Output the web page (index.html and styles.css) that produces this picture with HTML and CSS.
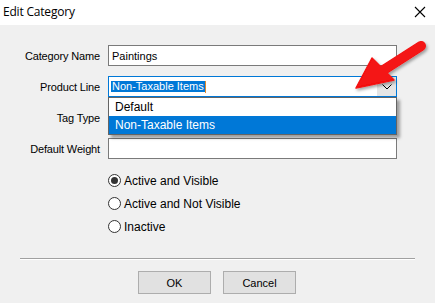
FILE: index.html
```html
<!DOCTYPE html>
<html>
<head>
<meta charset="utf-8">
<link rel="stylesheet" href="styles.css">
</head>
<body>
<div class="window">
  <div class="titlebar">
    <span class="title">Edit Category</span>
    <svg class="close" width="12" height="12" viewBox="0 0 12 12"><path d="M1 1 L11 11 M11 1 L1 11" stroke="#000" stroke-width="1.1" fill="none"/></svg>
  </div>
  <div class="content">
    <div class="row">
      <label class="label">Category Name</label>
      <div class="field">Paintings</div>
    </div>
    <div class="row">
      <label class="label">Product Line</label>
      <div class="select">
        <span class="sel-text">Non-Taxable Items</span><span class="caret"></span>
        <div class="dd-btn">
          <svg width="10" height="6" viewBox="0 0 10 6"><path d="M0.5 0.5 L5 5 L9.5 0.5" stroke="#000" stroke-width="1" fill="none"/></svg>
        </div>
        <div class="dropdown">
          <div class="opt">Default</div>
          <div class="opt active">Non-Taxable Items</div>
        </div>
      </div>
    </div>
    <div class="row">
      <label class="label">Tag Type</label>
      <div class="field"></div>
    </div>
    <div class="row">
      <label class="label">Default Weight</label>
      <div class="field"></div>
    </div>
    <div class="radios">
      <div class="radio-row"><span class="radio checked"></span><span>Active and Visible</span></div>
      <div class="radio-row"><span class="radio"></span><span>Active and Not Visible</span></div>
      <div class="radio-row"><span class="radio"></span><span>Inactive</span></div>
    </div>
    <div class="separator"></div>
    <div class="buttons">
      <button class="btn">OK</button>
      <button class="btn">Cancel</button>
    </div>
  </div>
  <svg class="pointer" width="435" height="303" viewBox="0 0 435 303">
    <defs>
      <filter id="sh" x="-20%" y="-20%" width="150%" height="150%">
        <feDropShadow dx="1.5" dy="2" stdDeviation="1.5" flood-color="#000" flood-opacity="0.35"/>
      </filter>
    </defs>
    <g filter="url(#sh)" fill="#f41212" stroke="#f41212">
      <line x1="421" y1="46" x2="382" y2="71" stroke-width="10" stroke-linecap="round"/>
      <polygon points="356,88 372,58 394,80" stroke-width="1.5" stroke-linejoin="round"/>
    </g>
  </svg>
</div>
</body>
</html>
```
FILE: styles.css
```css
* { box-sizing: border-box; }
html, body { margin: 0; padding: 0; }
body {
  width: 435px;
  height: 303px;
  overflow: hidden;
  background: #f0f0f0;
  font-family: "Liberation Sans", Arial, sans-serif;
  font-size: 11px;
  color: #000;
}
.window {
  position: relative;
  width: 435px;
  height: 303px;
  background: #f0f0f0;
}
.titlebar {
  height: 25px;
  background: #fff;
  display: flex;
  align-items: center;
  justify-content: space-between;
  padding: 0 9px 0 3px;
}
.title {
  font-family: "Open Sans", "Noto Sans", sans-serif;
  font-size: 12px;
  letter-spacing: -0.2px;
  padding-bottom: 2px;
}
.close { display: block; margin-top: -2px; }
.content {
  padding-top: 20px;
  display: flex;
  flex-direction: column;
}
.row {
  display: flex;
  align-items: center;
  height: 21px;
  margin-bottom: 10px;
}
.label {
  width: 100px;
  text-align: right;
  margin-right: 8px;
  letter-spacing: -0.15px;
}
.field {
  width: 289px;
  height: 21px;
  background: #fff;
  border: 1px solid #7a7a7a;
  padding: 0 3px;
  display: flex;
  align-items: center;
}
.select {
  position: relative;
  width: 289px;
  height: 21px;
  background: #fff;
  border: 1px solid #0078d7;
  padding: 0 2px;
  display: flex;
  align-items: center;
}
.sel-text {
  background: #0078d7;
  color: #fff;
  line-height: 11px;
  padding: 0 1px 0 1px;
}
.caret {
  width: 1px;
  height: 12px;
  background: #e08a2e;
}
.dd-btn {
  position: absolute;
  right: 0;
  top: 0;
  width: 19px;
  height: 19px;
  background: #e5e5e5;
  display: flex;
  align-items: center;
  justify-content: center;
}
.dd-btn svg { display: block; }
.dropdown {
  position: absolute;
  left: -1px;
  top: 20px;
  width: 289px;
  background: #fff;
  border: 1px solid #646464;
  box-shadow: 3px 3px 3px rgba(0,0,0,0.35);
  z-index: 2;
}
.opt {
  height: 18px;
  padding-left: 6px;
  display: flex;
  align-items: center;
  font-size: 12px;
}
.opt.active {
  background: #0078d7;
  color: #fff;
}
.radios {
  margin-top: 0;
  padding-left: 108px;
  display: flex;
  flex-direction: column;
}
.radio-row {
  height: 23px;
  display: flex;
  align-items: center;
  font-size: 12px;
}
.radio {
  width: 13px;
  height: 13px;
  border: 1px solid #333;
  border-radius: 50%;
  background: #fff;
  margin-right: 3px;
  display: flex;
  align-items: center;
  justify-content: center;
}
.radio.checked::after {
  content: "";
  width: 7px;
  height: 7px;
  border-radius: 50%;
  background: #333;
}
.separator {
  margin: 20px 20px 0 20px;
  height: 2px;
  border-top: 1px solid #a0a0a0;
  border-bottom: 1px solid #fff;
}
.buttons {
  display: flex;
  gap: 12px;
  padding-left: 138px;
  margin-top: 11px;
}
.btn {
  width: 73px;
  height: 23px;
  background: #e1e1e1;
  border: 1px solid #adadad;
  font-family: "Liberation Sans", Arial, sans-serif;
  font-size: 11px;
  color: #000;
  padding: 0;
}
.pointer {
  position: absolute;
  left: 0;
  top: 0;
  pointer-events: none;
  z-index: 5;
}
```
============
▸ **EXERCISE REQUIREMENTS**: From the listing above, find the number of lines with the word "styles" in them. Answer with the number only.

▸ **OUTPUT BELOW**: 3